— begin —
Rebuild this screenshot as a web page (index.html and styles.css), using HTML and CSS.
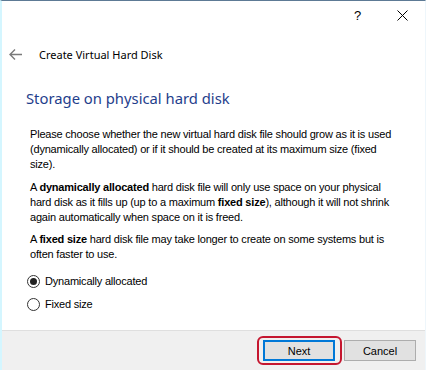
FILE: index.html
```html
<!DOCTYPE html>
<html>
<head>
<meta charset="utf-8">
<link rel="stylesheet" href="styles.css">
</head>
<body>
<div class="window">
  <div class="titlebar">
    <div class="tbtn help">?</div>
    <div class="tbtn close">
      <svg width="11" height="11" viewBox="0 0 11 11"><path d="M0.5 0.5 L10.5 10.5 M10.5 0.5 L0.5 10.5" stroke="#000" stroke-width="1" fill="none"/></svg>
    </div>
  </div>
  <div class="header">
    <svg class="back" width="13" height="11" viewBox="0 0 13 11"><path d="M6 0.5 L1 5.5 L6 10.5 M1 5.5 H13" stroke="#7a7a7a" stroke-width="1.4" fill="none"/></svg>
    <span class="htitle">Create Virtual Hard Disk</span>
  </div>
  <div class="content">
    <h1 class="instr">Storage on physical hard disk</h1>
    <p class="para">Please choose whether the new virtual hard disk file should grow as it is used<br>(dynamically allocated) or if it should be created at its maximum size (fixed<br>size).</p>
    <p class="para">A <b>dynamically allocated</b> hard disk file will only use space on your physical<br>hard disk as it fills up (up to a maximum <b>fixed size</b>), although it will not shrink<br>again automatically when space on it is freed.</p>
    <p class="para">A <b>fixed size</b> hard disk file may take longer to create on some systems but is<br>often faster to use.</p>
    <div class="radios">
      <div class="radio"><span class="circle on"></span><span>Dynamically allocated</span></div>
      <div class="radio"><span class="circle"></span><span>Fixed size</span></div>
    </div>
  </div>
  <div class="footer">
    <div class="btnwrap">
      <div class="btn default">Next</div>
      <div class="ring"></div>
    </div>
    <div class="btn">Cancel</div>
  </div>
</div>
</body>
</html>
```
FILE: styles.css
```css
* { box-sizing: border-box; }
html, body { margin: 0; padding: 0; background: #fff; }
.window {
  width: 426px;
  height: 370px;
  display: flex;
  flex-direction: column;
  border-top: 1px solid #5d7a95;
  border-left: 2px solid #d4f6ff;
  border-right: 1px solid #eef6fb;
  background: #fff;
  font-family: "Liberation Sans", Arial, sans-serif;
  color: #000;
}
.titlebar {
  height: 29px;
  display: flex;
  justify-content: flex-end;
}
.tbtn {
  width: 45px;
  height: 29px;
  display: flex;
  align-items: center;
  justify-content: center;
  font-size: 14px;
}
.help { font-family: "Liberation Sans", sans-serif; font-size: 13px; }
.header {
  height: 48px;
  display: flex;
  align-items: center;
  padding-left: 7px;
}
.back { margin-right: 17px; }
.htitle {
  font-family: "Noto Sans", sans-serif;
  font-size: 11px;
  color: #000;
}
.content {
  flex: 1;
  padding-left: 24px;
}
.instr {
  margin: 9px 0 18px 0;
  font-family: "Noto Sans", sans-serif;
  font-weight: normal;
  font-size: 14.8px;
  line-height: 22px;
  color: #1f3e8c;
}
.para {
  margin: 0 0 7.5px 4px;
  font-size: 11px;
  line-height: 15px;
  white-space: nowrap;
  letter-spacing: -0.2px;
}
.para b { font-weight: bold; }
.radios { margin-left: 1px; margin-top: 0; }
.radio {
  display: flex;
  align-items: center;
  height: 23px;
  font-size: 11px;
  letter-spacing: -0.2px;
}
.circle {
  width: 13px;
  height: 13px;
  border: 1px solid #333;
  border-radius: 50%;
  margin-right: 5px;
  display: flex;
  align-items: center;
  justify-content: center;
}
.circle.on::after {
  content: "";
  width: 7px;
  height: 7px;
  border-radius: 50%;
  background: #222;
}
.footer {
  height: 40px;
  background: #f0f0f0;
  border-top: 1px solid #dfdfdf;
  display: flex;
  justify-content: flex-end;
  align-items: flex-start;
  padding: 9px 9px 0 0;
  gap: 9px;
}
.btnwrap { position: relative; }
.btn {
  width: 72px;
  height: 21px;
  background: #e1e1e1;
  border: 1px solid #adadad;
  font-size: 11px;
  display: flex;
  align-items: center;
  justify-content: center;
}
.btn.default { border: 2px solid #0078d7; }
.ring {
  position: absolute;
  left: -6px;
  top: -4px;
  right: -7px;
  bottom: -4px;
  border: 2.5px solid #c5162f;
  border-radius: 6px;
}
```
— end —
■ WHAT YOU SHOULD DO
Every line of text is to be repeated exactly; pictures are left out.

■ SOLUTION TO THIS TASK
Rebuild this screenshot as a web page (index.html and styles.css), using HTML and CSS.
FILE: index.html
```html
<!DOCTYPE html>
<html>
<head>
<meta charset="utf-8">
<link rel="stylesheet" href="styles.css">
</head>
<body>
<div class="window">
  <div class="titlebar">
    <div class="tbtn help">?</div>
    <div class="tbtn close">
      <svg width="11" height="11" viewBox="0 0 11 11"><path d="M0.5 0.5 L10.5 10.5 M10.5 0.5 L0.5 10.5" stroke="#000" stroke-width="1" fill="none"/></svg>
    </div>
  </div>
  <div class="header">
    <svg class="back" width="13" height="11" viewBox="0 0 13 11"><path d="M6 0.5 L1 5.5 L6 10.5 M1 5.5 H13" stroke="#7a7a7a" stroke-width="1.4" fill="none"/></svg>
    <span class="htitle">Create Virtual Hard Disk</span>
  </div>
  <div class="content">
    <h1 class="instr">Storage on physical hard disk</h1>
    <p class="para">Please choose whether the new virtual hard disk file should grow as it is used<br>(dynamically allocated) or if it should be created at its maximum size (fixed<br>size).</p>
    <p class="para">A <b>dynamically allocated</b> hard disk file will only use space on your physical<br>hard disk as it fills up (up to a maximum <b>fixed size</b>), although it will not shrink<br>again automatically when space on it is freed.</p>
    <p class="para">A <b>fixed size</b> hard disk file may take longer to create on some systems but is<br>often faster to use.</p>
    <div class="radios">
      <div class="radio"><span class="circle on"></span><span>Dynamically allocated</span></div>
      <div class="radio"><span class="circle"></span><span>Fixed size</span></div>
    </div>
  </div>
  <div class="footer">
    <div class="btnwrap">
      <div class="btn default">Next</div>
      <div class="ring"></div>
    </div>
    <div class="btn">Cancel</div>
  </div>
</div>
</body>
</html>
```
FILE: styles.css
```css
* { box-sizing: border-box; }
html, body { margin: 0; padding: 0; background: #fff; }
.window {
  width: 426px;
  height: 370px;
  display: flex;
  flex-direction: column;
  border-top: 1px solid #5d7a95;
  border-left: 2px solid #d4f6ff;
  border-right: 1px solid #eef6fb;
  background: #fff;
  font-family: "Liberation Sans", Arial, sans-serif;
  color: #000;
}
.titlebar {
  height: 29px;
  display: flex;
  justify-content: flex-end;
}
.tbtn {
  width: 45px;
  height: 29px;
  display: flex;
  align-items: center;
  justify-content: center;
  font-size: 14px;
}
.help { font-family: "Liberation Sans", sans-serif; font-size: 13px; }
.header {
  height: 48px;
  display: flex;
  align-items: center;
  padding-left: 7px;
}
.back { margin-right: 17px; }
.htitle {
  font-family: "Noto Sans", sans-serif;
  font-size: 11px;
  color: #000;
}
.content {
  flex: 1;
  padding-left: 24px;
}
.instr {
  margin: 9px 0 18px 0;
  font-family: "Noto Sans", sans-serif;
  font-weight: normal;
  font-size: 14.8px;
  line-height: 22px;
  color: #1f3e8c;
}
.para {
  margin: 0 0 7.5px 4px;
  font-size: 11px;
  line-height: 15px;
  white-space: nowrap;
  letter-spacing: -0.2px;
}
.para b { font-weight: bold; }
.radios { margin-left: 1px; margin-top: 0; }
.radio {
  display: flex;
  align-items: center;
  height: 23px;
  font-size: 11px;
  letter-spacing: -0.2px;
}
.circle {
  width: 13px;
  height: 13px;
  border: 1px solid #333;
  border-radius: 50%;
  margin-right: 5px;
  display: flex;
  align-items: center;
  justify-content: center;
}
.circle.on::after {
  content: "";
  width: 7px;
  height: 7px;
  border-radius: 50%;
  background: #222;
}
.footer {
  height: 40px;
  background: #f0f0f0;
  border-top: 1px solid #dfdfdf;
  display: flex;
  justify-content: flex-end;
  align-items: flex-start;
  padding: 9px 9px 0 0;
  gap: 9px;
}
.btnwrap { position: relative; }
.btn {
  width: 72px;
  height: 21px;
  background: #e1e1e1;
  border: 1px solid #adadad;
  font-size: 11px;
  display: flex;
  align-items: center;
  justify-content: center;
}
.btn.default { border: 2px solid #0078d7; }
.ring {
  position: absolute;
  left: -6px;
  top: -4px;
  right: -7px;
  bottom: -4px;
  border: 2.5px solid #c5162f;
  border-radius: 6px;
}
```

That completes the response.